> **EXERCISE GOAL**: In the listing below, identify each line with the word "that" and return those lines.

> **DATA SHOWN**:
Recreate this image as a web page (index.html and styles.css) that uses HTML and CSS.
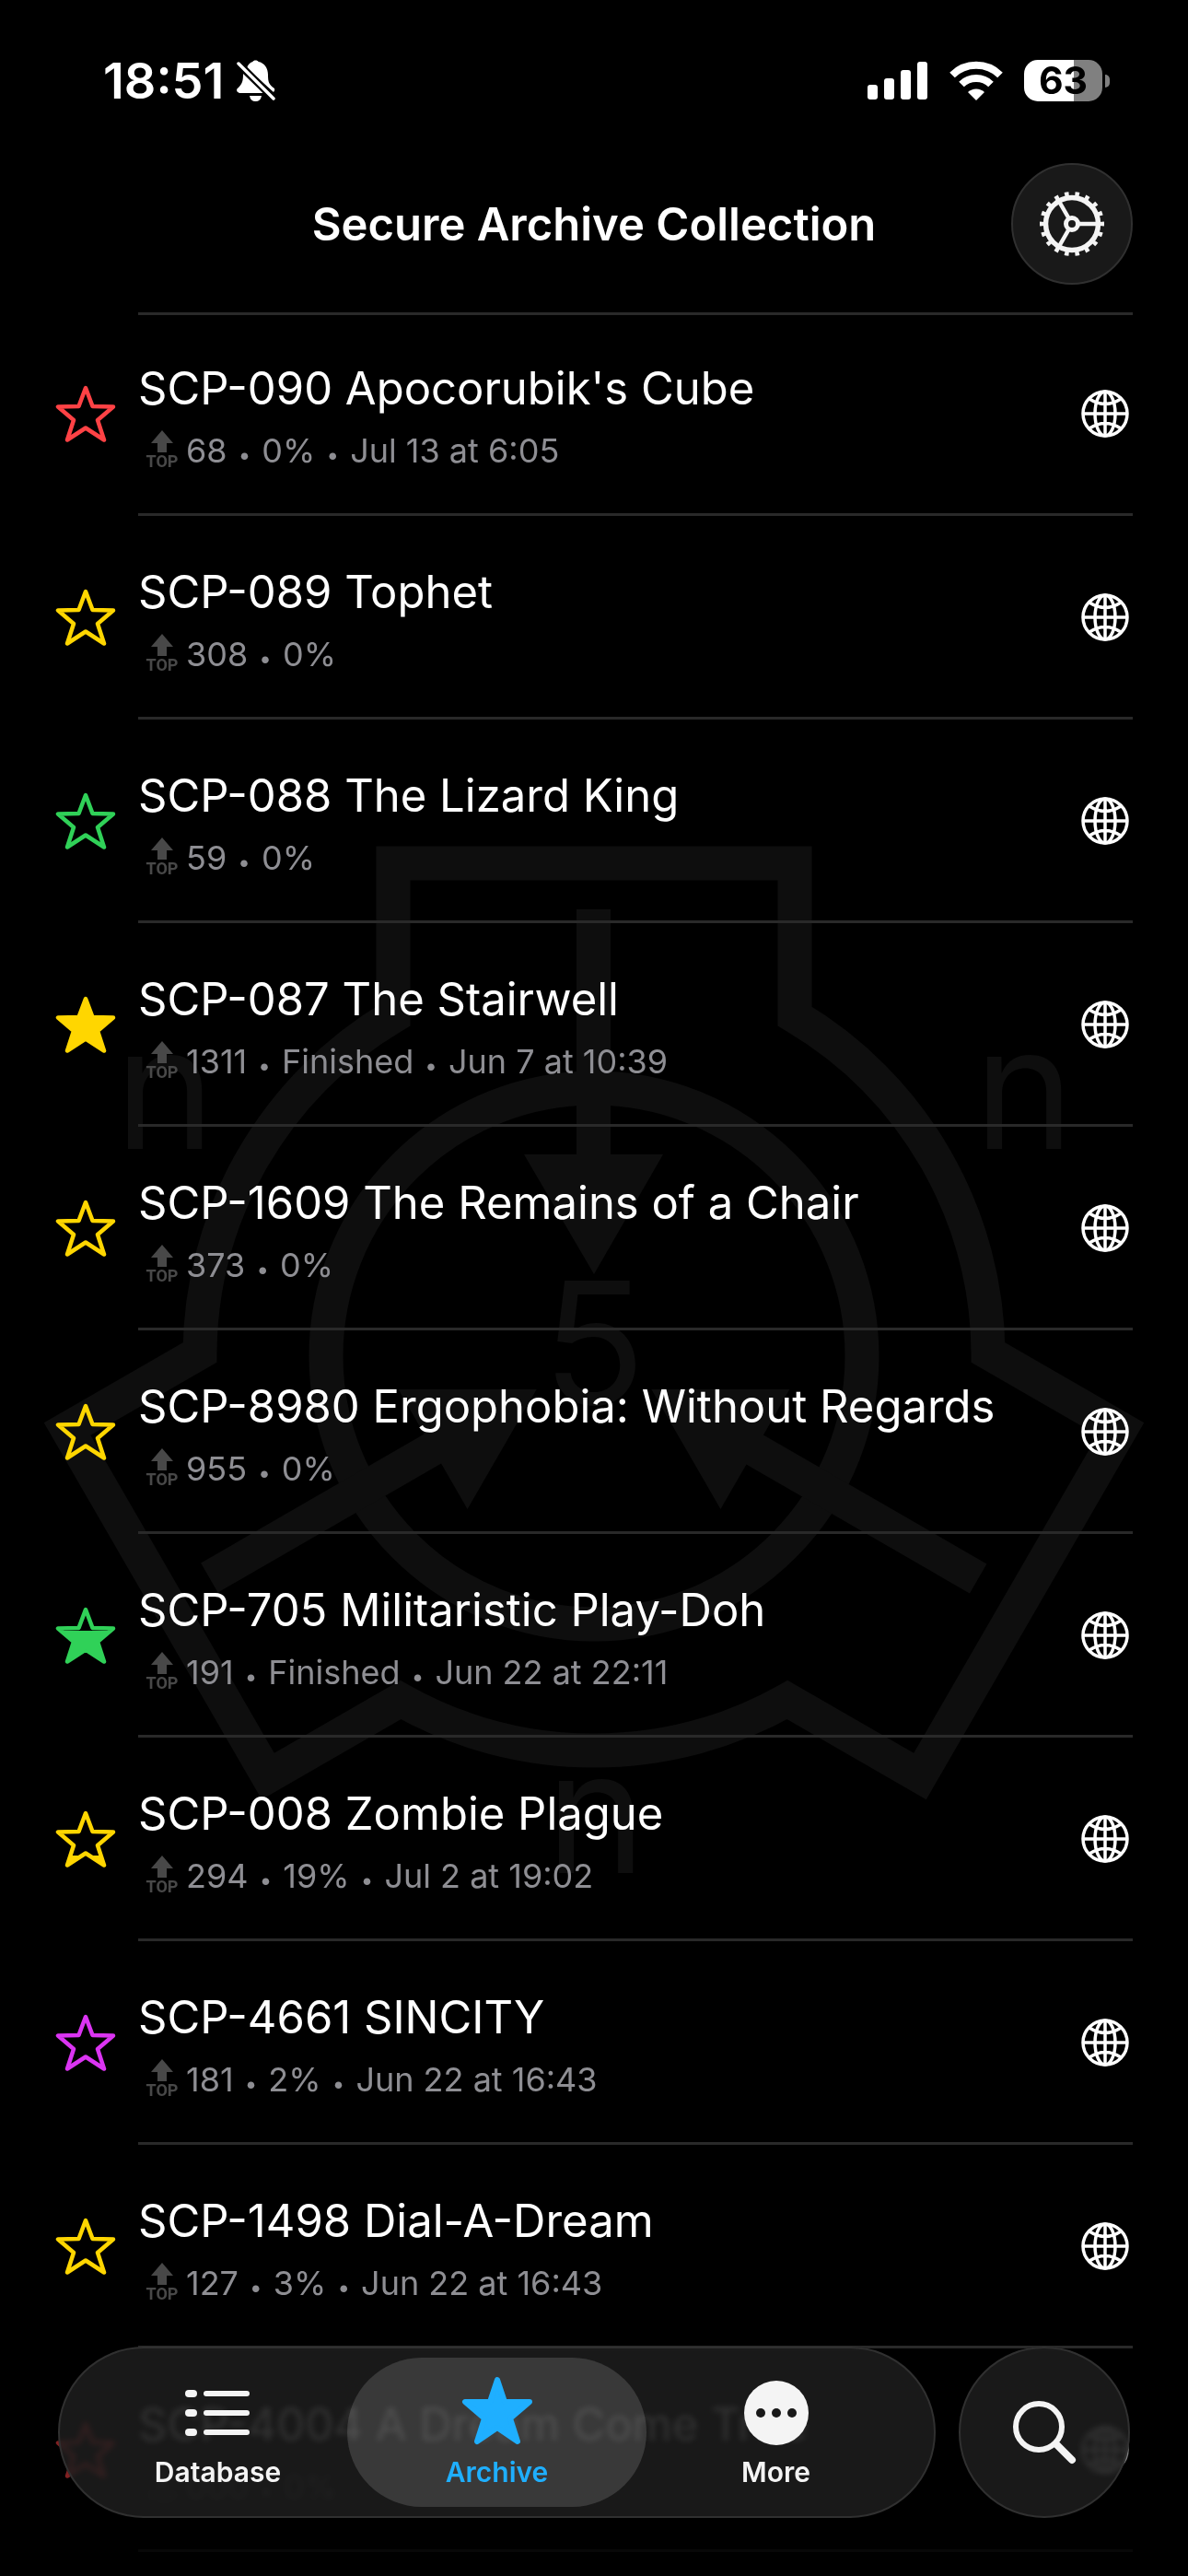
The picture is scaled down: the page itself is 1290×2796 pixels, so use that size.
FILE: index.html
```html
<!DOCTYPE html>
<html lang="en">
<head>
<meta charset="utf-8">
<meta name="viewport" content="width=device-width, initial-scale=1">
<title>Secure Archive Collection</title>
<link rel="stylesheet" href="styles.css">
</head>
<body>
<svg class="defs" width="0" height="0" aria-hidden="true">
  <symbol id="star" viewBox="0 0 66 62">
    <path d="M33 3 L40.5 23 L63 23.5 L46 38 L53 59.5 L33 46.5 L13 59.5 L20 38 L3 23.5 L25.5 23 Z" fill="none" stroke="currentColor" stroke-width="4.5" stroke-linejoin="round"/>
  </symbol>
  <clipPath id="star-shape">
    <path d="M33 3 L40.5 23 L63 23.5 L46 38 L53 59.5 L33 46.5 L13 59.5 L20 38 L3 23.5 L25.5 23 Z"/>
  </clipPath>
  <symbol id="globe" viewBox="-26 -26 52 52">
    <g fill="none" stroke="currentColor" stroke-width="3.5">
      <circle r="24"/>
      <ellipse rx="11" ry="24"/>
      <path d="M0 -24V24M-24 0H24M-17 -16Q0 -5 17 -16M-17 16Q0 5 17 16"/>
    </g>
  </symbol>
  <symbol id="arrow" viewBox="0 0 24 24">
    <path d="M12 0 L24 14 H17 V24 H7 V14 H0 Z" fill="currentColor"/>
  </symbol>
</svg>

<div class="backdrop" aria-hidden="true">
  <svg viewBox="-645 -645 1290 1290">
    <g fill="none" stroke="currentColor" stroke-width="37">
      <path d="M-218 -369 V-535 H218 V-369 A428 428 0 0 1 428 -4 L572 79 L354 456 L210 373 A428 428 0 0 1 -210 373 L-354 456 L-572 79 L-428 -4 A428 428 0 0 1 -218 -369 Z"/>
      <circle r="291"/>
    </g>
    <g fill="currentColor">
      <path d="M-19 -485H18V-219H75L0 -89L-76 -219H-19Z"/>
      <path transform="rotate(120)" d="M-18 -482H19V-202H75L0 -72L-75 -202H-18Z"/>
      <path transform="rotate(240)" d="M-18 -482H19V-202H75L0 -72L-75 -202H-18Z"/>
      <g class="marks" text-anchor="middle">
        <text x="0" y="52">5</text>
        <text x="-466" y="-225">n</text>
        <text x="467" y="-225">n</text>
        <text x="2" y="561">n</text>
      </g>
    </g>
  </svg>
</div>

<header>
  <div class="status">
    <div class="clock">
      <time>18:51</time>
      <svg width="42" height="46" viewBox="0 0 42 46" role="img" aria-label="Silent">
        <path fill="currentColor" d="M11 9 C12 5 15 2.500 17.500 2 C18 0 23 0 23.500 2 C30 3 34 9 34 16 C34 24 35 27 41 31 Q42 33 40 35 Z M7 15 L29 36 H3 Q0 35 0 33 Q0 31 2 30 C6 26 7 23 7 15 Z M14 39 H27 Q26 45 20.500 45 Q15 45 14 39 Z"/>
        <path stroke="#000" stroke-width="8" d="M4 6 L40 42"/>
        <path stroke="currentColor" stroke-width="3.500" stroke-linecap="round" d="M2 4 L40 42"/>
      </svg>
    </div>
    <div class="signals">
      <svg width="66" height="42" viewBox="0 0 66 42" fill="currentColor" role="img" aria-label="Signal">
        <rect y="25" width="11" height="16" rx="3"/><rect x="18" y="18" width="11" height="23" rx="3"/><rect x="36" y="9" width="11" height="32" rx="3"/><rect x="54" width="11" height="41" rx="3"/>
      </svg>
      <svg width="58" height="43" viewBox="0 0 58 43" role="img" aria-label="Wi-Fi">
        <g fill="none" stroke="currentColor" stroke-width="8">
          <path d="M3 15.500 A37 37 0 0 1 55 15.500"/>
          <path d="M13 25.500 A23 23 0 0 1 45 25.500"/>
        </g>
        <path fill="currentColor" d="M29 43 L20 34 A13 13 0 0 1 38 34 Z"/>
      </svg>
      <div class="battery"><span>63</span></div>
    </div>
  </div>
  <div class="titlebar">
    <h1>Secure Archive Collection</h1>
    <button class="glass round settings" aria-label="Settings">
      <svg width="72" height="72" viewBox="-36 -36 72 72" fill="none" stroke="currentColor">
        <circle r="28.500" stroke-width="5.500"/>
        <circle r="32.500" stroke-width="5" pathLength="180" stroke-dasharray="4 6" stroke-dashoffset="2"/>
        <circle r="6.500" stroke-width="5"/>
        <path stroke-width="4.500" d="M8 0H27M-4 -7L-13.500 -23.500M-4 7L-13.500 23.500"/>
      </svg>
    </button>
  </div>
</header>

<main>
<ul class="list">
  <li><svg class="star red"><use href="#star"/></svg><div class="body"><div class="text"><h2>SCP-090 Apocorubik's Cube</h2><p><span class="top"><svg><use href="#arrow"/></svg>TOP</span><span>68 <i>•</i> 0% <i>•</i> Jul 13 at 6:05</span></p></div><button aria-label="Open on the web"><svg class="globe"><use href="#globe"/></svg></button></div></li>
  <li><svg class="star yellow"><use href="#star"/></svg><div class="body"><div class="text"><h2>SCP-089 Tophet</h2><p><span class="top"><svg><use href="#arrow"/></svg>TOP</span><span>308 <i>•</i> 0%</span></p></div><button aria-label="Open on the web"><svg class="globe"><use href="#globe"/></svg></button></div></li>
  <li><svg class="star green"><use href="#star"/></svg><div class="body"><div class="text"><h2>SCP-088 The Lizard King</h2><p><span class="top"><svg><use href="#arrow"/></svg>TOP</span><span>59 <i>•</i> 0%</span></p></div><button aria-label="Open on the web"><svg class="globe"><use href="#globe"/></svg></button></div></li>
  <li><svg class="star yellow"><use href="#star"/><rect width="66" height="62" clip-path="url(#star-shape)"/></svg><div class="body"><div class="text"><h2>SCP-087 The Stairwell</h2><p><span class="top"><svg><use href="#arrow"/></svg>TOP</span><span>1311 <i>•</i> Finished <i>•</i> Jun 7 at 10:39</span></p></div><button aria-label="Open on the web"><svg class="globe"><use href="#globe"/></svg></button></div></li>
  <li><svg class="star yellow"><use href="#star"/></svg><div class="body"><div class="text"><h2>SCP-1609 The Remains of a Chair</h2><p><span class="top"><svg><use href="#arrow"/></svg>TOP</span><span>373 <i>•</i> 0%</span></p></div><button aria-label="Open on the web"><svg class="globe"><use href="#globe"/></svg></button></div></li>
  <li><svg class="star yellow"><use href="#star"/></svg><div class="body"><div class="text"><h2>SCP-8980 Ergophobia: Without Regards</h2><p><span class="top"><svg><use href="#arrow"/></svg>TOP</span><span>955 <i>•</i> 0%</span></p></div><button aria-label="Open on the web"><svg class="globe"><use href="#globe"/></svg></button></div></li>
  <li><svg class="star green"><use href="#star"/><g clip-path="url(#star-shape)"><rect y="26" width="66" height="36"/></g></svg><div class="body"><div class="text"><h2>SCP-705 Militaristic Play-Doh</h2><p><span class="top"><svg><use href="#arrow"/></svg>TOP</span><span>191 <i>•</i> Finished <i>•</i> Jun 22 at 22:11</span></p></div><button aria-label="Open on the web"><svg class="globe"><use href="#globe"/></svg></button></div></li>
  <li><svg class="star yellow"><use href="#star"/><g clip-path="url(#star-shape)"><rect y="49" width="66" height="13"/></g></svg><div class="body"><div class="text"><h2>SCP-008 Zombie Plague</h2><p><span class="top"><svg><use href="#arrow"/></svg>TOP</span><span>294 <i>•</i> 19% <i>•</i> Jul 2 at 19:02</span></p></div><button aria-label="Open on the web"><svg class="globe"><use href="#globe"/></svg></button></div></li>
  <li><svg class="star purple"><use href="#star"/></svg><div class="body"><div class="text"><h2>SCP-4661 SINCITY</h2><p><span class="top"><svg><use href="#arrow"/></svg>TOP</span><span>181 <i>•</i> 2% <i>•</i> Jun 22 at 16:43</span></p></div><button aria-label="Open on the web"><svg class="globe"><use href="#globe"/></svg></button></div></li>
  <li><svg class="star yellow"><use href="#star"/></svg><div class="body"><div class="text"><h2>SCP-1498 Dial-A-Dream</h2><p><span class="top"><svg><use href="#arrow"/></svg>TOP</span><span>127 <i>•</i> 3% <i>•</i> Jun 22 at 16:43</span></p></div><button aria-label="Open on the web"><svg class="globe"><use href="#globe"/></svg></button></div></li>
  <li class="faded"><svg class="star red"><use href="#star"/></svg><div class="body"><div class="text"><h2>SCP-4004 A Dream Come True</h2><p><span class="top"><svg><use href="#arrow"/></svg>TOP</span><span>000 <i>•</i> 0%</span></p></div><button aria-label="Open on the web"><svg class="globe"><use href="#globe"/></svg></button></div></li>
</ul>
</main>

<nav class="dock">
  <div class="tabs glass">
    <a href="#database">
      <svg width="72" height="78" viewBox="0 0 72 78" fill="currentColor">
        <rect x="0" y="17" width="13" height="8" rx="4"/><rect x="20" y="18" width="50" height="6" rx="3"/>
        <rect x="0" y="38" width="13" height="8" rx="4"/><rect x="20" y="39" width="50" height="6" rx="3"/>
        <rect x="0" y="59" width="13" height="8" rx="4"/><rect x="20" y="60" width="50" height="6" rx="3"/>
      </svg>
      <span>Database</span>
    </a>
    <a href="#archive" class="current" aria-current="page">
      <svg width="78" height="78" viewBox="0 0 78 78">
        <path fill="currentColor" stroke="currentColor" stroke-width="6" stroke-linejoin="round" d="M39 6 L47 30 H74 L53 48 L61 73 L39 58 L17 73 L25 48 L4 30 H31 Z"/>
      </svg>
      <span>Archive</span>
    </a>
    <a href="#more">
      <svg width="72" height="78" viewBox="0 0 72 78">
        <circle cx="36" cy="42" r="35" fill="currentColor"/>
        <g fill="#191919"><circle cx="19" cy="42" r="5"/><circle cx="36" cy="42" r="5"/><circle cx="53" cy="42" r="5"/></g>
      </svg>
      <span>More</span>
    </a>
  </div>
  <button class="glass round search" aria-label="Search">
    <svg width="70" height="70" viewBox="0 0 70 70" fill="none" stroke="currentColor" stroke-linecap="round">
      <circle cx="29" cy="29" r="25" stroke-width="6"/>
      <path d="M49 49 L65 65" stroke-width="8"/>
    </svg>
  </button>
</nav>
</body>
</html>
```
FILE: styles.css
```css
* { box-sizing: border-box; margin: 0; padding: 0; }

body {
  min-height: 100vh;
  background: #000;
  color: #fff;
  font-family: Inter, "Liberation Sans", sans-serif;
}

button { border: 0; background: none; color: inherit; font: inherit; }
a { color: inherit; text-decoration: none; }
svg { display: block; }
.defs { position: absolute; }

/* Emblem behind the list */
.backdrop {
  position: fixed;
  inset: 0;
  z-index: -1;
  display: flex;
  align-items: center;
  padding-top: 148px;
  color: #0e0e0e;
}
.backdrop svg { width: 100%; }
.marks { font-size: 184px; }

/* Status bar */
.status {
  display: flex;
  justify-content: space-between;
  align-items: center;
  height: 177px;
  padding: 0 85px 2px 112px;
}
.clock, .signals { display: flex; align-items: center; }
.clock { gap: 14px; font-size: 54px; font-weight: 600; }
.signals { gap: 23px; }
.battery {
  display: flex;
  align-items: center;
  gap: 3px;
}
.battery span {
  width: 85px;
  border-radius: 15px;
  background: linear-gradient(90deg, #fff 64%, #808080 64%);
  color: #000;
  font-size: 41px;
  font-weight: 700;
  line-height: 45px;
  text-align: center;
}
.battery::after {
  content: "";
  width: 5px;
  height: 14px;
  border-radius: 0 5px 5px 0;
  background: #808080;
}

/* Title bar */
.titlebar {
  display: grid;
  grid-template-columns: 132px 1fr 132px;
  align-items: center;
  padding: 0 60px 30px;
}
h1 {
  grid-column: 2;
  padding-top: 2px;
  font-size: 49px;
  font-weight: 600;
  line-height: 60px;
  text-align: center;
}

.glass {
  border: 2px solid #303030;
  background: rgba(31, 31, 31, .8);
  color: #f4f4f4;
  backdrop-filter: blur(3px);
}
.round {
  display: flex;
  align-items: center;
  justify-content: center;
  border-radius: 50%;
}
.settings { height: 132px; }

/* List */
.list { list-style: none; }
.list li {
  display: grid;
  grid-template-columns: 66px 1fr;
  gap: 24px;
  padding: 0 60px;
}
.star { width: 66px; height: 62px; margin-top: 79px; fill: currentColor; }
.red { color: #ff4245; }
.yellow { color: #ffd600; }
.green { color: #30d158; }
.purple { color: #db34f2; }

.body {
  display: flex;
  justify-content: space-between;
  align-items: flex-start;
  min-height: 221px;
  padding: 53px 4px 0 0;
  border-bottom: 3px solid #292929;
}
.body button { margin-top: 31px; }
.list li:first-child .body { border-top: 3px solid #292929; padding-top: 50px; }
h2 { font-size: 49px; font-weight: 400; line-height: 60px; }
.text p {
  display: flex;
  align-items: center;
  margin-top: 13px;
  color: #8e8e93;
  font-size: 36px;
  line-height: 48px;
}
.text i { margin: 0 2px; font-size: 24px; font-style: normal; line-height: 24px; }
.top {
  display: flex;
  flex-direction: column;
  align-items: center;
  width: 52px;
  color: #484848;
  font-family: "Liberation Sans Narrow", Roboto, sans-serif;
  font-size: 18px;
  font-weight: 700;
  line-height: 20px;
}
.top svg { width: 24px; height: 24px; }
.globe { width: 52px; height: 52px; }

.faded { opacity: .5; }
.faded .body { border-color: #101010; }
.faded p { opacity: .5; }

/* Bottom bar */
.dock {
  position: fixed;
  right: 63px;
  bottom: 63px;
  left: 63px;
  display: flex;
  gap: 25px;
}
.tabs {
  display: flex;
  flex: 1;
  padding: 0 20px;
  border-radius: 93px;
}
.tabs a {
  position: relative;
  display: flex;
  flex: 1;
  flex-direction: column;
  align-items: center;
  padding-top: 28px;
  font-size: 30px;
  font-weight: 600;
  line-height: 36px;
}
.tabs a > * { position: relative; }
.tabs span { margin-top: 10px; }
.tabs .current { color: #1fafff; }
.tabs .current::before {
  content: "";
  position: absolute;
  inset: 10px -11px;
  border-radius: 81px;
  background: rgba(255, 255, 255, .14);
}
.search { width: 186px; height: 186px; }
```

> **RESPONSE BELOW**:
Recreate this image as a web page (index.html and styles.css) that uses HTML and CSS.
The picture is scaled down: the page itself is 1290×2796 pixels, so use that size.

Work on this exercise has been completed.